→ Extracted entries:

%%

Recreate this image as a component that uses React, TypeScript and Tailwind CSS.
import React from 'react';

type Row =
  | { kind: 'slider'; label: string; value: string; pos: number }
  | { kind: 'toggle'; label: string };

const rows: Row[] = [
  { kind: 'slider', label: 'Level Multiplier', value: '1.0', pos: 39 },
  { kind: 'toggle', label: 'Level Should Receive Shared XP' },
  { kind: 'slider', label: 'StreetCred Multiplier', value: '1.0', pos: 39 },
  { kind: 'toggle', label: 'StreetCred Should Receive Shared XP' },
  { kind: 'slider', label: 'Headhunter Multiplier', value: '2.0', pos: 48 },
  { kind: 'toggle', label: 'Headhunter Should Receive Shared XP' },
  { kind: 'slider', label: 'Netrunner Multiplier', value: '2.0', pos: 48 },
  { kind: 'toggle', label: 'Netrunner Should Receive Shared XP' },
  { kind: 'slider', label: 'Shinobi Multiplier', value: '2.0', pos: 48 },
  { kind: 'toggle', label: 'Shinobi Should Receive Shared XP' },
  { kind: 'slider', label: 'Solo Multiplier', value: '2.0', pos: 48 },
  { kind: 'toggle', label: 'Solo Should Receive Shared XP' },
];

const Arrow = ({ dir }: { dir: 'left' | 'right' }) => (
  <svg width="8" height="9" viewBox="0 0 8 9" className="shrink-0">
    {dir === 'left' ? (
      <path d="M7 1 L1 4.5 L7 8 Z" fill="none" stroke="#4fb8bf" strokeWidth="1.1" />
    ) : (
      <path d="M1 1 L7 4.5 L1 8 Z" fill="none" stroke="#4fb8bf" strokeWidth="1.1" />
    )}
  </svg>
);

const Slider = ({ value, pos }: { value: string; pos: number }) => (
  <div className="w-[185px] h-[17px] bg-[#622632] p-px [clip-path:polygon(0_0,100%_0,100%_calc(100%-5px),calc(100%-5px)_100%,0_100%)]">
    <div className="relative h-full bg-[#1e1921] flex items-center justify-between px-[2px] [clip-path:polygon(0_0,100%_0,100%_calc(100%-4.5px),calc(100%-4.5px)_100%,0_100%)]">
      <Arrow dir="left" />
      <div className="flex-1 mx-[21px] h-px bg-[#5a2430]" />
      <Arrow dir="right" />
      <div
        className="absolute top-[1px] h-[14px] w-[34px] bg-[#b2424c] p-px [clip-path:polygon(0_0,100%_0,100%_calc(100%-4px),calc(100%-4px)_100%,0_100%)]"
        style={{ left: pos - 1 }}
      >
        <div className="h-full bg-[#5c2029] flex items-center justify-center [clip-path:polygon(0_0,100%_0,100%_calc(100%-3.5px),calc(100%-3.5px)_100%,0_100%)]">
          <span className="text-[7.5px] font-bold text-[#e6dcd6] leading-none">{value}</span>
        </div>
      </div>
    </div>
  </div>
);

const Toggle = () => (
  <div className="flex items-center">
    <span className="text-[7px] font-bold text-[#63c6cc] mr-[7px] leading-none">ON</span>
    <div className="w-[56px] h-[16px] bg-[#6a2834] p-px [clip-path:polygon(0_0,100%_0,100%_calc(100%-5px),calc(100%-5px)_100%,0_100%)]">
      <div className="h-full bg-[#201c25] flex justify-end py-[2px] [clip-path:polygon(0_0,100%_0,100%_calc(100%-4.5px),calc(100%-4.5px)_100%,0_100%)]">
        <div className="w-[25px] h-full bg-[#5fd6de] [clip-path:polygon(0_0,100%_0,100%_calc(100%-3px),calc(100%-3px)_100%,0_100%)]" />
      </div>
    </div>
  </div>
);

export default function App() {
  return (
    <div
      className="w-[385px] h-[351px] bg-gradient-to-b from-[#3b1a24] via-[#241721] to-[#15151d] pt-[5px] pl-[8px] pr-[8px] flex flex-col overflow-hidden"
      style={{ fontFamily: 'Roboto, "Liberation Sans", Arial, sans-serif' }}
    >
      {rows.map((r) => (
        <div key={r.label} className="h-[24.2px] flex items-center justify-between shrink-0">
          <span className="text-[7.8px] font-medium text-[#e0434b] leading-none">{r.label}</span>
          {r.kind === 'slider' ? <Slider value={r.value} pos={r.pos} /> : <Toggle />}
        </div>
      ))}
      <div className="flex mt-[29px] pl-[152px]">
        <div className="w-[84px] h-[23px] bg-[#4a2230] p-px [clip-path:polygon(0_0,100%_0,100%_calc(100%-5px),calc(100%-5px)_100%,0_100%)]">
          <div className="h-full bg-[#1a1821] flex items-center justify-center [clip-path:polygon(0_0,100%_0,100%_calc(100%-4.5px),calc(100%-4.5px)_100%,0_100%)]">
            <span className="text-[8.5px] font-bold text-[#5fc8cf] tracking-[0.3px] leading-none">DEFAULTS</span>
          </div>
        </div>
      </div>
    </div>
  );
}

%%
%%

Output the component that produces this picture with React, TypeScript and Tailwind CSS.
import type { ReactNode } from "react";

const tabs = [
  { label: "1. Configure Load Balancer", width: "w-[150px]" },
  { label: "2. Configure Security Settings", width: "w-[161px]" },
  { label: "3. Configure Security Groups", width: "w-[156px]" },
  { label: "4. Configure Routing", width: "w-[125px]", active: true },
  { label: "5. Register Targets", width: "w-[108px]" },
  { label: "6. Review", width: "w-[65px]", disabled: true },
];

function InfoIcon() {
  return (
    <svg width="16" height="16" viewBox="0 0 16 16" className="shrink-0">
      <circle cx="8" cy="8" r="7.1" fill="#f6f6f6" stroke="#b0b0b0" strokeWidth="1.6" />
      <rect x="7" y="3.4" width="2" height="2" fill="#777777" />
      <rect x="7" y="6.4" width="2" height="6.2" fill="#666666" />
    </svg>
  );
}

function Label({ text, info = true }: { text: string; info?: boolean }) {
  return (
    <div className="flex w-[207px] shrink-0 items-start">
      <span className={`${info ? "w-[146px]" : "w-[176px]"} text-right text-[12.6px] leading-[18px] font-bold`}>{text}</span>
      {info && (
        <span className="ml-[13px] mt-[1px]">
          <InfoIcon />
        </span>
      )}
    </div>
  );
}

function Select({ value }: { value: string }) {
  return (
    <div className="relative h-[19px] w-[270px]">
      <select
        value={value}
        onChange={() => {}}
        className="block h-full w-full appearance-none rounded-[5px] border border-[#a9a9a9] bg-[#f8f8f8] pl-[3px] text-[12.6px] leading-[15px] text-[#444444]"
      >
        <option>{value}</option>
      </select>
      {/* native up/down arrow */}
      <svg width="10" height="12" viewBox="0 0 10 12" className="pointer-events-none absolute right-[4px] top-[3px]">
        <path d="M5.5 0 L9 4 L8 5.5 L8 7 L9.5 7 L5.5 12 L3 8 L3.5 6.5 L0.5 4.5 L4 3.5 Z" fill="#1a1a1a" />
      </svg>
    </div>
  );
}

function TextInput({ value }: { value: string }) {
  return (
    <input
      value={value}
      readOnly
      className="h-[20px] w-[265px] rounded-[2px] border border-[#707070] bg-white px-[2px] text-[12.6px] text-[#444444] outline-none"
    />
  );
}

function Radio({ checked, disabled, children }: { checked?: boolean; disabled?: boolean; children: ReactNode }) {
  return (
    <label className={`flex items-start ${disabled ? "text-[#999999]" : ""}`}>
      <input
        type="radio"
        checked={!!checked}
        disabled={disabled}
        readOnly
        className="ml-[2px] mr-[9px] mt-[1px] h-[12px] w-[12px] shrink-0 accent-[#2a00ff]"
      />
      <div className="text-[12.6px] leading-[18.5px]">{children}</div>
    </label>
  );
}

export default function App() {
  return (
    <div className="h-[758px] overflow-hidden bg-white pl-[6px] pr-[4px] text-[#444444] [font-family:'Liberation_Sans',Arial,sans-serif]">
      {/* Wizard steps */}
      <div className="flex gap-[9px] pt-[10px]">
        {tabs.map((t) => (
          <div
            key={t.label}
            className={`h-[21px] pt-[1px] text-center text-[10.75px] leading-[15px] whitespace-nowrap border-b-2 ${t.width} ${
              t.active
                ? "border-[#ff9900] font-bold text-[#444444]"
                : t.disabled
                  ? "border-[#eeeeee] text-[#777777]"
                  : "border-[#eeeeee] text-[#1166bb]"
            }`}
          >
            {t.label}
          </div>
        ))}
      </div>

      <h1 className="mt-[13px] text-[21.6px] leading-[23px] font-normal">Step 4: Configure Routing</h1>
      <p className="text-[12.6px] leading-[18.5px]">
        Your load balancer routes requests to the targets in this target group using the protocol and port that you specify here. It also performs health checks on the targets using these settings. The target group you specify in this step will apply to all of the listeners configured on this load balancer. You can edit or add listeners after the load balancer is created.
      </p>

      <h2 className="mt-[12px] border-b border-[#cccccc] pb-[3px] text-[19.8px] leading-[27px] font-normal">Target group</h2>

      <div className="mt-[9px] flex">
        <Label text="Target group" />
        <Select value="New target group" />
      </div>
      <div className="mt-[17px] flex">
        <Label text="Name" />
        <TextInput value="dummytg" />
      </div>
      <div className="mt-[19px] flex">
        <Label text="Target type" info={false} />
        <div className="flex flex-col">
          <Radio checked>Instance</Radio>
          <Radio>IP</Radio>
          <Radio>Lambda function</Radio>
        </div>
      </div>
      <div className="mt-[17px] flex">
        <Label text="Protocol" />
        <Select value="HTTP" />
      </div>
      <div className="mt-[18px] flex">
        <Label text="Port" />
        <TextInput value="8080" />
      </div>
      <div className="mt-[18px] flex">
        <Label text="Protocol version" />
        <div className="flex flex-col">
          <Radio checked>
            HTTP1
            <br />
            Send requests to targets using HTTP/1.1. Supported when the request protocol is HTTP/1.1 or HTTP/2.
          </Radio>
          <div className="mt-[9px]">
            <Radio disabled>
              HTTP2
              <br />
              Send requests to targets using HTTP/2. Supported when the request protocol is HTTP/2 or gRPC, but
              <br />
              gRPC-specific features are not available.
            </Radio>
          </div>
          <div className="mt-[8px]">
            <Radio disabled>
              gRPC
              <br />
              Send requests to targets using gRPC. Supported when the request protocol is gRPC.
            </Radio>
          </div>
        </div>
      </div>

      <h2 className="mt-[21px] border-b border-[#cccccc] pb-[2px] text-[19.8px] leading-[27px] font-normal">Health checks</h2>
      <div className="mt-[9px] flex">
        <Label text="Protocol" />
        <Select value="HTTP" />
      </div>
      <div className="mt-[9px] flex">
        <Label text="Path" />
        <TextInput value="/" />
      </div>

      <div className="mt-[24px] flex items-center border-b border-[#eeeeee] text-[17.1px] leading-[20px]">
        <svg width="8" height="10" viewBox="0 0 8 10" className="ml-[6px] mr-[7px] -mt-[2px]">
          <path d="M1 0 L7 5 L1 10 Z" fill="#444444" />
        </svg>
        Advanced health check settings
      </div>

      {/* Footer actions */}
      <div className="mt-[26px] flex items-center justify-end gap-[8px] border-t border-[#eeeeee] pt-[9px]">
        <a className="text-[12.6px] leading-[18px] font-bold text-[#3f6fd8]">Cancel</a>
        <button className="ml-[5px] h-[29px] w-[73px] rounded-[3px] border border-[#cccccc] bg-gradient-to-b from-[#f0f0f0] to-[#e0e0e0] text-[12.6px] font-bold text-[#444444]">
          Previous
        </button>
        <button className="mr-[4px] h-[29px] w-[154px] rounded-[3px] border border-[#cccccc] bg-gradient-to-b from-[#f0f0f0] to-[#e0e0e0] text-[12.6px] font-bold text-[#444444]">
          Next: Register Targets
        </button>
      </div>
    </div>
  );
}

%%
%%

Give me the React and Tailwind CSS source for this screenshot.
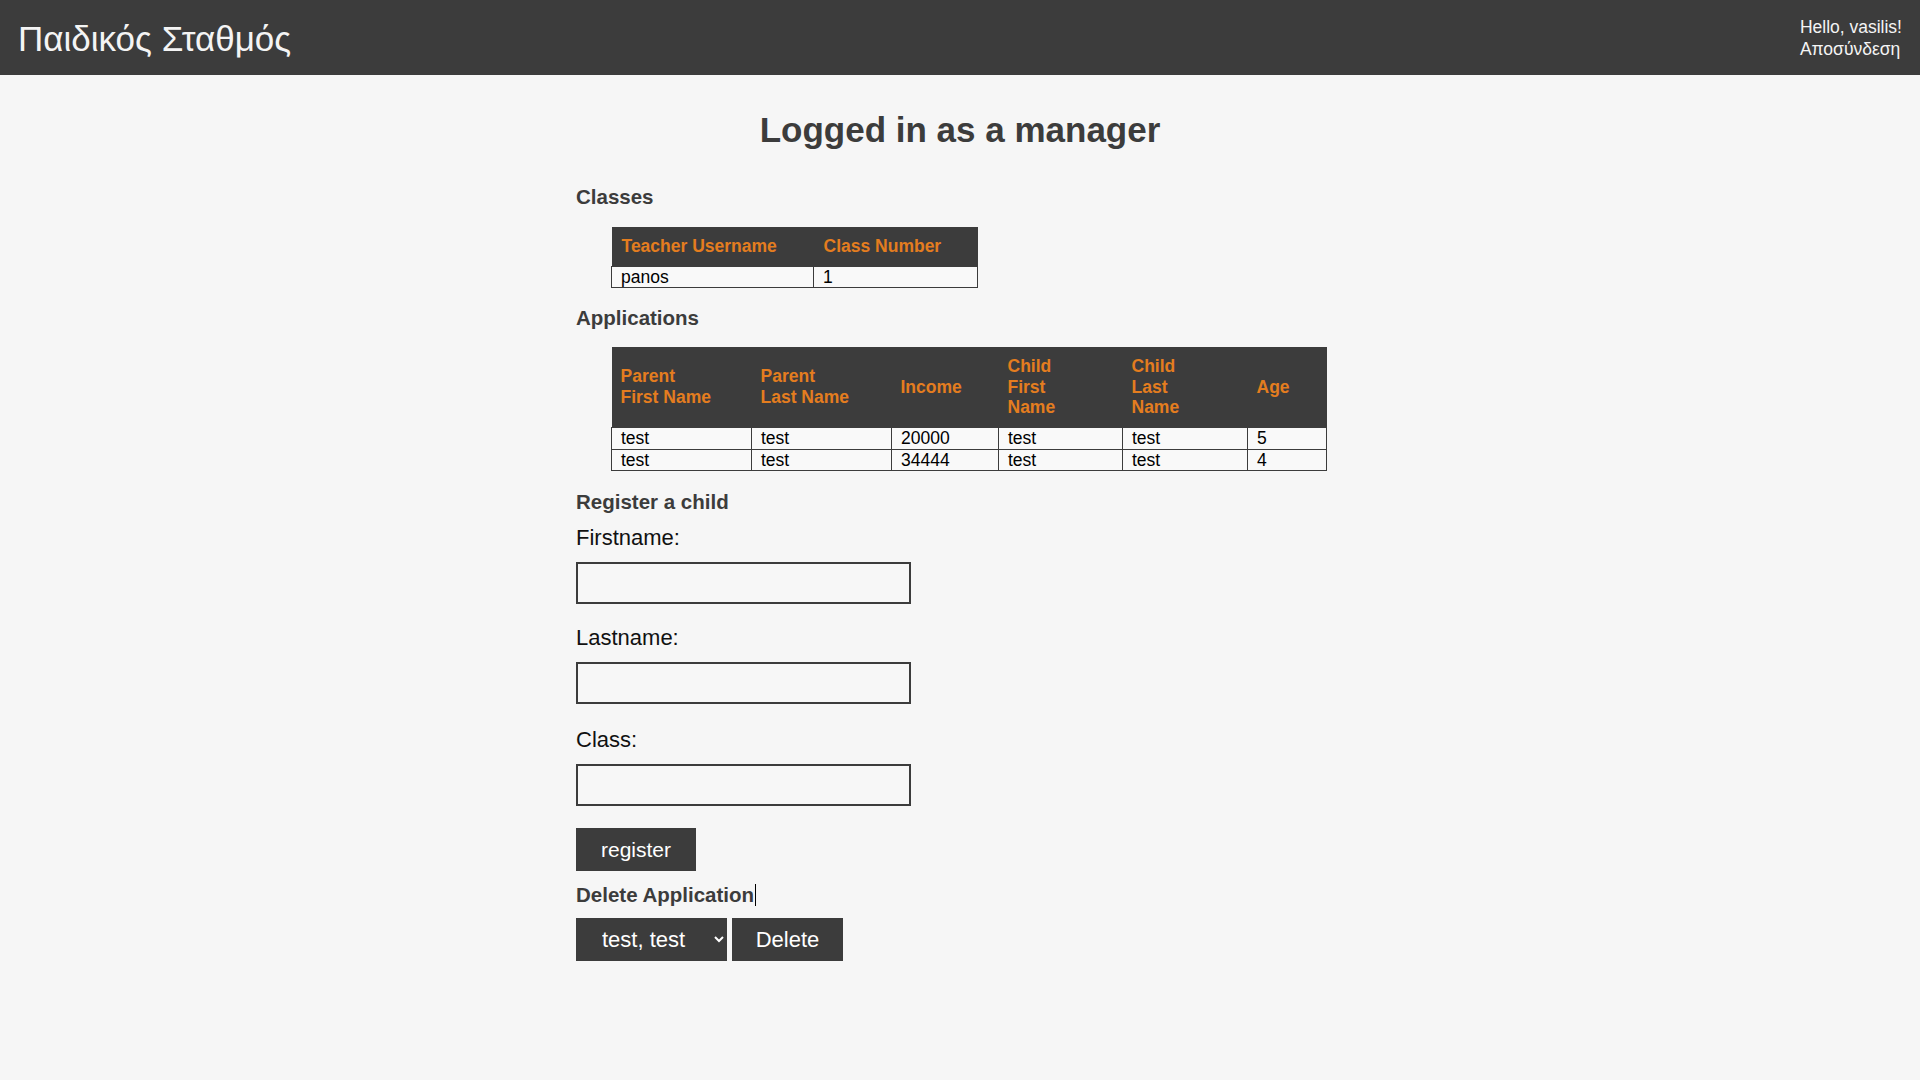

%%

→ Exercise description: Exactly as written, quote the lines from the one that has "Recreate this image" down to the one that has "kind: 'toggle'; label: string", and include both.

→ Written answer:
Recreate this image as a component that uses React, TypeScript and Tailwind CSS.
import React from 'react';

type Row =
  | { kind: 'slider'; label: string; value: string; pos: number }
  | { kind: 'toggle'; label: string };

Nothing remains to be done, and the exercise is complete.